◆ PROBLEM TO WORK ON
Return every line below in which "styles" appears.

◆ GIVEN DATA

========

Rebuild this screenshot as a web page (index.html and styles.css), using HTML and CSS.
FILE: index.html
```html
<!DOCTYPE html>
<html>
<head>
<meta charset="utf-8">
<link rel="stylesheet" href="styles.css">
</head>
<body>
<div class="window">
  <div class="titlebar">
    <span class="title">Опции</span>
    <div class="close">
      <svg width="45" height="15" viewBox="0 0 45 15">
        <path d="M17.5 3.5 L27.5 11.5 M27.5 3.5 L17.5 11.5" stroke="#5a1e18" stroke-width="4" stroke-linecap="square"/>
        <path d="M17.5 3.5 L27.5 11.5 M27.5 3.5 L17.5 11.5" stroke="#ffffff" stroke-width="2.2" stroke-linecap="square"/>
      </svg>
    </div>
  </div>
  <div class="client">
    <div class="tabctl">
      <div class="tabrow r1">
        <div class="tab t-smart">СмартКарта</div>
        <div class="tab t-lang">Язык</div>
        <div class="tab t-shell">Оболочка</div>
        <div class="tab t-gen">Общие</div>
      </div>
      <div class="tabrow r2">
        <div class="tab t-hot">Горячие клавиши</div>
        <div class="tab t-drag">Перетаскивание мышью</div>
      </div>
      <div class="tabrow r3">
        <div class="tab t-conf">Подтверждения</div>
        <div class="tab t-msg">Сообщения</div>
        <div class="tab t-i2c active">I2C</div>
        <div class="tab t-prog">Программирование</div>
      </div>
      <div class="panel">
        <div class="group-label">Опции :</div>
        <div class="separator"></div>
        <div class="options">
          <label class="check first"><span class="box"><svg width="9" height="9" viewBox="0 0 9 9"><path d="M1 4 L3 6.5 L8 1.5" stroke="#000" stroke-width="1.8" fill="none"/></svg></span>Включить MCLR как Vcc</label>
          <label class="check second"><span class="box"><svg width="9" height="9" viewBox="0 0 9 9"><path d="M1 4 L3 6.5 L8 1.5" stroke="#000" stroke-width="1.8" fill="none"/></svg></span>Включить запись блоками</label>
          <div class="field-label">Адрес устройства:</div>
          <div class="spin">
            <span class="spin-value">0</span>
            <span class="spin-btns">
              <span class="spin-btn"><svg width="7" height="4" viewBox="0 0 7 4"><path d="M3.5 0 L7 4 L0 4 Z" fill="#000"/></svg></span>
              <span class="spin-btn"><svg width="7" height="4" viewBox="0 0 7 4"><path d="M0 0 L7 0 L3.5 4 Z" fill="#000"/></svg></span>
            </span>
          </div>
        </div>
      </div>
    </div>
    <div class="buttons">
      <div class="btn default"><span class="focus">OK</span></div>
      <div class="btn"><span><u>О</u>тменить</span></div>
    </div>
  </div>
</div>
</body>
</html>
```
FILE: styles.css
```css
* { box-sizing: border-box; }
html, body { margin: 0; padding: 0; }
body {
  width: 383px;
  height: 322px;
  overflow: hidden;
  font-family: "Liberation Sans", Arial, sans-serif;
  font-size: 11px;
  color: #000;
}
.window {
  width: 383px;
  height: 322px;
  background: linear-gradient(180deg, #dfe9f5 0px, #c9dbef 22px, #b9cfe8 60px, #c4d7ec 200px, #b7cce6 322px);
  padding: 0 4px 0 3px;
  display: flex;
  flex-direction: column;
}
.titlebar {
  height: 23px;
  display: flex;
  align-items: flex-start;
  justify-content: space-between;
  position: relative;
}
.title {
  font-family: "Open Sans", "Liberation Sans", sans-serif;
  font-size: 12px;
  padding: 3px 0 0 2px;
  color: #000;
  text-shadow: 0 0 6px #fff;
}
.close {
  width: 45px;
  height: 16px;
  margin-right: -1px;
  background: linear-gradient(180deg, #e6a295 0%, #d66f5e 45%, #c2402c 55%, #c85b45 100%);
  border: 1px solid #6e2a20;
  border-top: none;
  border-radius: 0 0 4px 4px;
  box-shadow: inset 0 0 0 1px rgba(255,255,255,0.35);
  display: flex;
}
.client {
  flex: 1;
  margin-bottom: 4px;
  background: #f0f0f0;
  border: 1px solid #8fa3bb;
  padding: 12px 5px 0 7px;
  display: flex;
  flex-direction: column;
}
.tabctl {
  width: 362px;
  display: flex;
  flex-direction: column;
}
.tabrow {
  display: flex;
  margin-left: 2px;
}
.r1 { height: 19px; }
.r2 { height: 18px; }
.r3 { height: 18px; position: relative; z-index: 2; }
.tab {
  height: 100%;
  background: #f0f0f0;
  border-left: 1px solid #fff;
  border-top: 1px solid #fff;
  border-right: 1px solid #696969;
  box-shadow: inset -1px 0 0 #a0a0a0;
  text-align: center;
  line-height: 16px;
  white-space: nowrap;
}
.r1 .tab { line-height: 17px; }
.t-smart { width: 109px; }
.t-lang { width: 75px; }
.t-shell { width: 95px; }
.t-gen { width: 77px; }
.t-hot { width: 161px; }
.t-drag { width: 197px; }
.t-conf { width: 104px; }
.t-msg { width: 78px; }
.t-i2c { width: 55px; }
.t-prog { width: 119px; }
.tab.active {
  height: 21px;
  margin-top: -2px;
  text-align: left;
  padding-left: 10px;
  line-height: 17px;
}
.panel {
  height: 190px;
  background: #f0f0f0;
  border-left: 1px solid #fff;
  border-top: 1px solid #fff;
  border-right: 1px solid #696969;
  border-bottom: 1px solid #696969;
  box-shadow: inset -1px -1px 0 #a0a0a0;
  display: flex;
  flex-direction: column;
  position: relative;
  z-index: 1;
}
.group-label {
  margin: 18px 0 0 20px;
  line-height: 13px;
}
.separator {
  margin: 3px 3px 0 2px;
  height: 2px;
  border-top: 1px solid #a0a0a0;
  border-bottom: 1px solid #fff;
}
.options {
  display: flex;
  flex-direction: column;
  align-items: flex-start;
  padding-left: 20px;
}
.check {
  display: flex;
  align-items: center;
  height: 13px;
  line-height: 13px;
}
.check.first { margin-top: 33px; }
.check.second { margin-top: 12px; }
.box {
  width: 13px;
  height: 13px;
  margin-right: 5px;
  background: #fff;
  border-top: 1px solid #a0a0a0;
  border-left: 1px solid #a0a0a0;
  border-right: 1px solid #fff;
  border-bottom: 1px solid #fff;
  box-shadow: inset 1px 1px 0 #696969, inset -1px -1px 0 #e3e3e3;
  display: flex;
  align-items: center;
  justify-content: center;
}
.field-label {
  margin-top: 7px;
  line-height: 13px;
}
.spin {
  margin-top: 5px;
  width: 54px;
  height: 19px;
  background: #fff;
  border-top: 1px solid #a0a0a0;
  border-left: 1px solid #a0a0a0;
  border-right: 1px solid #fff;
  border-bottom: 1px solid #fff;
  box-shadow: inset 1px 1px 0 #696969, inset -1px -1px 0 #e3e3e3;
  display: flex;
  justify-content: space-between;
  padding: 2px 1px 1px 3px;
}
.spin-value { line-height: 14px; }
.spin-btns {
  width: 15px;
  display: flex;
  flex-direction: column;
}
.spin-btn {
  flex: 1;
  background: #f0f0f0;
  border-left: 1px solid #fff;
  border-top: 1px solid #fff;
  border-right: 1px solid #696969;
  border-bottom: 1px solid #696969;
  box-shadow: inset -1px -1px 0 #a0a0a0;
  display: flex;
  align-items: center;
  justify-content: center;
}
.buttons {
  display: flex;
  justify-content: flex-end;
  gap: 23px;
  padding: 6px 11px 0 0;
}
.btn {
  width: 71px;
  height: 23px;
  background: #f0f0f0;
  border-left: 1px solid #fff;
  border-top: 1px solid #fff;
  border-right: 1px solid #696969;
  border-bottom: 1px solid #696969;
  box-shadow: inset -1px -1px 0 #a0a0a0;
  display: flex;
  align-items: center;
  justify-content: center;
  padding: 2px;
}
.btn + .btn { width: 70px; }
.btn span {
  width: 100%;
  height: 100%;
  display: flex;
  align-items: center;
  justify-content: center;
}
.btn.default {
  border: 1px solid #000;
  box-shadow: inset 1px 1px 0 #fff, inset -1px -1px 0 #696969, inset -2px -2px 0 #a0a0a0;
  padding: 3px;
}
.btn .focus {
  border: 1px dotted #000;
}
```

========

◆ RESPONSE FOR THIS EXERCISE
Rebuild this screenshot as a web page (index.html and styles.css), using HTML and CSS.
<link rel="stylesheet" href="styles.css">
FILE: styles.css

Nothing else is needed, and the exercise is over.